L’une des principales utilisations de ces réserves serait les dépenses d’investissement, qui ralentissaient déjà un peu avant la pandémie et se sont carrément contractées l’année dernière. Les enquêtes sur les dépenses d’investissement, par exemple celle réalisée par la Fed de Kansas City (KC), indiquent que l’activité d’investissement des entreprises devrait reprendre de manière significative dans les mois à venir. La figure 2 montre le lien plutôt étroit entre cette enquête et la croissance réelle des dépenses d’investissement pour le S&P 500 (décalée de 12 mois). Si la relation historique se maintient, une reprise des dépenses d’investissement soutiendrait la croissance à court terme et la placerait sur une trajectoire plus durable. Dans le même temps, compte tenu des problèmes de chaîne d’approvisionnement, les pressions inflationnistes risquent de s’accélérer à court terme, même si elles diminuent à long terme en raison de l’amélioration des capacités.
Si les entreprises ont passé ces dernières années à réduire leurs dépenses d’investissement, elles ont été plus actives dans la restitution de capital aux actionnaires. La figure 3 montre la croissance des dividendes par action (cumulés sur 12 mois) pour le S&P 500, le Russell 2000 et le Nasdaq 100 (qui est représenté sur l’axe de droite pour plus de clarté). Le S&P 500 et le Russell 2000 ont vu leurs dividendes augmenter d’environ 5% en glissement annuel en 2016 à 10% en 2019. Le Nasdaq 100 a vu son taux de croissance des dividendes passer de 5% en 2015 à 16% en 2019. Suite à la pandémie, les dividendes ont eu du mal à croître, en ligne avec les bénéfices, mais ont récemment commencé à montrer une stabilité, voire une reprise.

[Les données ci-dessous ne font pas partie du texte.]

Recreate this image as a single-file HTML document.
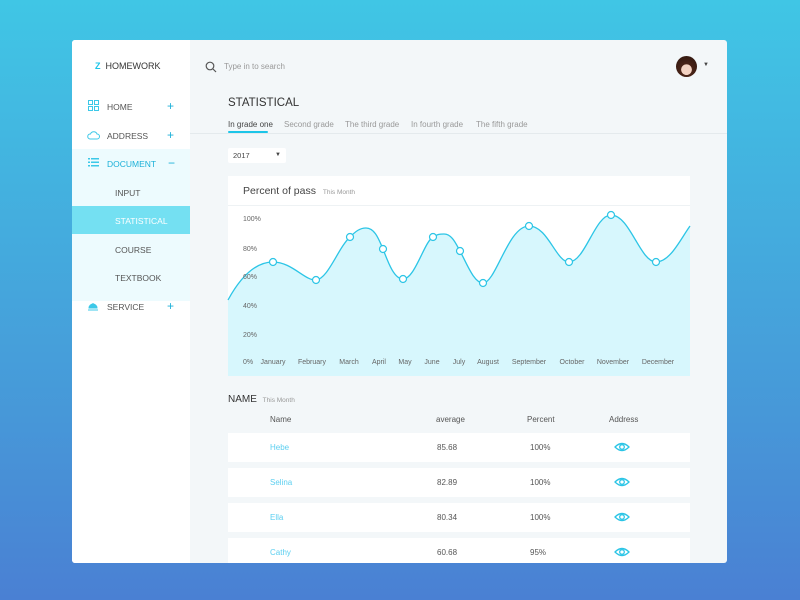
<!DOCTYPE html>
<html><head><meta charset="utf-8"><style>
*{margin:0;padding:0;box-sizing:border-box}
body{width:800px;height:600px;background:linear-gradient(180deg,#40c6e5 0%,#4797d8 70%,#4a80d3 100%);font-family:"Liberation Sans",sans-serif;position:relative;overflow:hidden}
.card{position:absolute;left:72px;top:40px;width:655px;height:523px;background:#f3f7f9;border-radius:3px;overflow:hidden}
.side{position:absolute;left:0;top:0;width:118px;height:523px;background:#fff}
.t{position:absolute;white-space:nowrap}
</style></head><body>
<div class="card">
<div class="side">
 <div class="t" style="left:23px;top:21px;font-size:9px;color:#333"><b style="color:#1cc5e8">Z</b>&nbsp; HOMEWORK</div>
 <svg class="t" style="left:16px;top:60px" width="11" height="11"><g fill="none" stroke="#3cc8e8" stroke-width="1"><rect x="0.5" y="0.5" width="4" height="4"/><rect x="6.5" y="0.5" width="4" height="4"/><rect x="0.5" y="6.5" width="4" height="4"/><rect x="6.5" y="6.5" width="4" height="4"/></g></svg>
 <div class="t" style="left:35px;top:62px;font-size:8.5px;color:#555">HOME</div>
 <div class="t" style="left:95px;top:59px;font-size:12px;color:#1cb0d8">+</div>
 <svg class="t" style="left:15px;top:90px" width="13" height="10"><path d="M3 9h7a2.5 2.5 0 0 0 0-5 3.5 3.5 0 0 0-6.5 0A2.5 2.5 0 0 0 3 9z" fill="none" stroke="#3cc8e8"/></svg>
 <div class="t" style="left:35px;top:91px;font-size:8.5px;color:#555">ADDRESS</div>
 <div class="t" style="left:95px;top:88px;font-size:12px;color:#1cb0d8">+</div>
 <div style="position:absolute;left:0;top:109px;width:118px;height:152px;background:#edfbfe"></div>
 <svg class="t" style="left:16px;top:118px" width="11" height="9"><g fill="#3cc8e8"><rect x="0" y="0" width="2" height="1.5"/><rect x="3" y="0" width="8" height="1.5"/><rect x="0" y="3.5" width="2" height="1.5"/><rect x="3" y="3.5" width="8" height="1.5"/><rect x="0" y="7" width="2" height="1.5"/><rect x="3" y="7" width="8" height="1.5"/></g></svg>
 <div class="t" style="left:35px;top:119px;font-size:8.5px;color:#1cb0d8">DOCUMENT</div>
 <div class="t" style="left:96px;top:116px;font-size:12px;color:#1cb0d8">−</div>
 <div class="t" style="left:43px;top:148px;font-size:8.5px;color:#555">INPUT</div>
 <div style="position:absolute;left:0;top:166px;width:118px;height:28px;background:#74e0f2"></div>
 <div class="t" style="left:43px;top:176px;font-size:8.5px;color:#fff">STATISTICAL</div>
 <div class="t" style="left:43px;top:205px;font-size:8.5px;color:#555">COURSE</div>
 <div class="t" style="left:43px;top:233px;font-size:8.5px;color:#555">TEXTBOOK</div>
 <svg class="t" style="left:15px;top:262px" width="12" height="9"><path d="M1 8h10M2 6a4 4 0 0 1 8 0zM6 1v1" fill="#3cc8e8" stroke="#3cc8e8"/></svg>
 <div class="t" style="left:35px;top:262px;font-size:8.5px;color:#555">SERVICE</div>
 <div class="t" style="left:95px;top:259px;font-size:12px;color:#1cb0d8">+</div>
</div>
<svg class="t" style="left:133px;top:21px" width="12" height="12"><circle cx="5" cy="5" r="3.8" fill="none" stroke="#555" stroke-width="1.2"/><path d="M8 8l3 3" stroke="#555" stroke-width="1.2"/></svg>
<div class="t" style="left:152px;top:22px;font-size:8px;color:#999">Type in to search</div>
<div class="t" style="left:604px;top:16px;width:21px;height:21px;border-radius:50%;background:radial-gradient(circle at 50% 65%,#f3d2c2 0 30%,#4a2418 32%,#2a140e 100%)"></div>
<div class="t" style="left:631px;top:22px;font-size:6px;color:#444">▼</div>
<div class="t" style="left:156px;top:57px;font-size:11.5px;color:#333">STATISTICAL</div>
<div style="position:absolute;left:118px;top:93px;width:537px;height:1px;background:#e4eaed"></div>
<div class="t" style="left:156px;top:80px;font-size:8px;color:#444">In grade one</div>
<div style="position:absolute;left:156px;top:91px;width:40px;height:2px;background:#1cc5e8;border-radius:1px"></div>
<div class="t" style="left:212px;top:80px;font-size:8px;color:#999">Second grade</div>
<div class="t" style="left:273px;top:80px;font-size:8px;color:#999">The third grade</div>
<div class="t" style="left:339px;top:80px;font-size:8px;color:#999">In fourth grade</div>
<div class="t" style="left:404px;top:80px;font-size:8px;color:#999">The fifth grade</div>
<div style="position:absolute;left:156px;top:108px;width:58px;height:15px;background:#fff;border-radius:2px"></div>
<div class="t" style="left:161px;top:111px;font-size:7.5px;color:#444">2017</div>
<div class="t" style="left:203px;top:112px;font-size:6px;color:#444">▼</div>
<div style="position:absolute;left:156px;top:136px;width:462px;height:200px;background:#fff"></div>
<div class="t" style="left:171px;top:145px;font-size:10.5px;color:#444">Percent of pass <span style="font-size:6.5px;color:#999;margin-left:4px">This Month</span></div>
<div style="position:absolute;left:156px;top:165px;width:462px;height:1px;background:#eef2f4"></div>
</div>
<svg style="position:absolute;left:0;top:0" width="800" height="600">
<path d="M228,300 C240,278 255,262 273,262 C292,262 305,281 316,280 C328,279 338,248 350,237 C356,231 360,228 366,228 C375,228 379,240 383,249 C388,262 394,279 403,279 C415,279 424,242 433,237 C438,234 440,234 444,234 C452,234 456,244 460,251 C467,264 474,283 483,283 C496,283 508,226 529,226 C548,226 556,262 569,262 C585,262 595,215 611,215 C630,215 640,262 656,262 C670,262 680,240 690,226 L690,376 L228,376Z" fill="#d7f7fd" stroke="none"/>
<path d="M228,300 C240,278 255,262 273,262 C292,262 305,281 316,280 C328,279 338,248 350,237 C356,231 360,228 366,228 C375,228 379,240 383,249 C388,262 394,279 403,279 C415,279 424,242 433,237 C438,234 440,234 444,234 C452,234 456,244 460,251 C467,264 474,283 483,283 C496,283 508,226 529,226 C548,226 556,262 569,262 C585,262 595,215 611,215 C630,215 640,262 656,262 C670,262 680,240 690,226" fill="none" stroke="#2cc5e6" stroke-width="1.3"/>
<g fill="#fff" stroke="#2cc5e6" stroke-width="1.2">
<circle cx="273" cy="262" r="3.5"/><circle cx="316" cy="280" r="3.5"/><circle cx="350" cy="237" r="3.5"/><circle cx="383" cy="249" r="3.5"/><circle cx="403" cy="279" r="3.5"/><circle cx="433" cy="237" r="3.5"/><circle cx="460" cy="251" r="3.5"/><circle cx="483" cy="283" r="3.5"/><circle cx="529" cy="226" r="3.5"/><circle cx="569" cy="262" r="3.5"/><circle cx="611" cy="215" r="3.5"/><circle cx="656" cy="262" r="3.5"/></g>
<g font-family="Liberation Sans" font-size="7" fill="#666">
<text x="243" y="221">100%</text><text x="243" y="251">80%</text><text x="243" y="279">60%</text><text x="243" y="308">40%</text><text x="243" y="337">20%</text><text x="243" y="364">0%</text>
<g text-anchor="middle"><text x="273" y="364">January</text><text x="312" y="364">February</text><text x="349" y="364">March</text><text x="379" y="364">April</text><text x="405" y="364">May</text><text x="432" y="364">June</text><text x="459" y="364">July</text><text x="488" y="364">August</text><text x="529" y="364">September</text><text x="572" y="364">October</text><text x="613" y="364">November</text><text x="658" y="364">December</text></g>
</g>
</svg>
<div class="t" style="left:228px;top:394px;font-size:10px;color:#333">NAME <span style="font-size:6.5px;color:#999;margin-left:3px">This Month</span></div>
<div class="t" style="left:270px;top:415px;font-size:8px;color:#555">Name</div>
<div class="t" style="left:436px;top:415px;font-size:8px;color:#555">average</div>
<div class="t" style="left:527px;top:415px;font-size:8px;color:#555">Percent</div>
<div class="t" style="left:609px;top:415px;font-size:8px;color:#555">Address</div>
<div style="position:absolute;left:228px;top:433px;width:462px;height:29px;background:#fff"></div>
<div style="position:absolute;left:228px;top:468px;width:462px;height:29px;background:#fff"></div>
<div style="position:absolute;left:228px;top:503px;width:462px;height:29px;background:#fff"></div>
<div style="position:absolute;left:228px;top:538px;width:462px;height:25px;background:#fff"></div>
<div class="t" style="left:270px;top:443px;font-size:8px;color:#5ccff0">Hebe</div>
<div class="t" style="left:270px;top:478px;font-size:8px;color:#5ccff0">Selina</div>
<div class="t" style="left:270px;top:513px;font-size:8px;color:#5ccff0">Ella</div>
<div class="t" style="left:270px;top:548px;font-size:8px;color:#5ccff0">Cathy</div>
<div class="t" style="left:437px;top:443px;font-size:8px;color:#555">85.68</div>
<div class="t" style="left:437px;top:478px;font-size:8px;color:#555">82.89</div>
<div class="t" style="left:437px;top:513px;font-size:8px;color:#555">80.34</div>
<div class="t" style="left:437px;top:548px;font-size:8px;color:#555">60.68</div>
<div class="t" style="left:530px;top:443px;font-size:8px;color:#555">100%</div>
<div class="t" style="left:530px;top:478px;font-size:8px;color:#555">100%</div>
<div class="t" style="left:530px;top:513px;font-size:8px;color:#555">100%</div>
<div class="t" style="left:530px;top:548px;font-size:8px;color:#555">95%</div>
<svg style="position:absolute;left:0;top:0" width="800" height="600"><g fill="none" stroke="#2cc5e6" stroke-width="1.3">
<path d="M615,447 Q622,440 629,447 Q622,454 615,447Z"/><circle cx="622" cy="447" r="2.3"/>
<path d="M615,482 Q622,475 629,482 Q622,489 615,482Z"/><circle cx="622" cy="482" r="2.3"/>
<path d="M615,517 Q622,510 629,517 Q622,524 615,517Z"/><circle cx="622" cy="517" r="2.3"/>
<path d="M615,552 Q622,545 629,552 Q622,559 615,552Z"/><circle cx="622" cy="552" r="2.3"/>
</g></svg>
</body></html>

Les rachats d’actions constituent un autre canal essentiel de restitution du capital aux actionnaires. Après des années fastes pour les rachats d’entreprises en 2018 et 2019, les rachats se sont refroidis en 2020, même s’ils restent historiquement élevés. La figure 4 présente les rachats nets (rachats moins émissions) par action, illustrant la concentration de cette activité dans les mégacapitalisations technologiques du Nasdaq 100. Après le repli de 2020, on assiste en 2021 à une stabilisation et, si l’on considère les rachats annoncés par les entreprises du S&P 500, le rythme correspond à celui de 2019. Si les entreprises concrétisent leurs plans, cette réduction de l’offre d’actions constituerait un important vent arrière pour les marchés sur le reste de l’année. D’un autre côté, il faut noter que les entreprises du Russell 2000 ont, en net, augmenté leur offre d’actions au cours des dernières années.
Une reprise supérieure au consensus du marché
Bien que nous ayons récemment communiqué sur un ralentissement de la dynamique macroéconomique, notre vision à moyen terme n’a pas significativement changé : nous pensons que la reprise sera plus longue, plus large et plus forte que prévu. Dans le secteur des entreprises, la forte rentabilité devrait être utilisée pour soutenir davantage l’économie réelle et donner un coup de pouce aux marchés. Si les attentes pour cette année sont élevées, celles pour l’année prochaine sont, fait important, beaucoup plus modérées. Par exemple, les bénéfices du S&P 500 pour 2022 devraient augmenter de 11% par rapport aux prévisions pour 2021, soit la moitié du rythme de 23% observé en moyenne depuis 1990. C’est pourquoi nous restons positifs sur les actifs de croissance, en particulier les actions des marchés développés, même si nous avons adouci notre opinion négative sur les obligations et restons longs sur le dollar américain.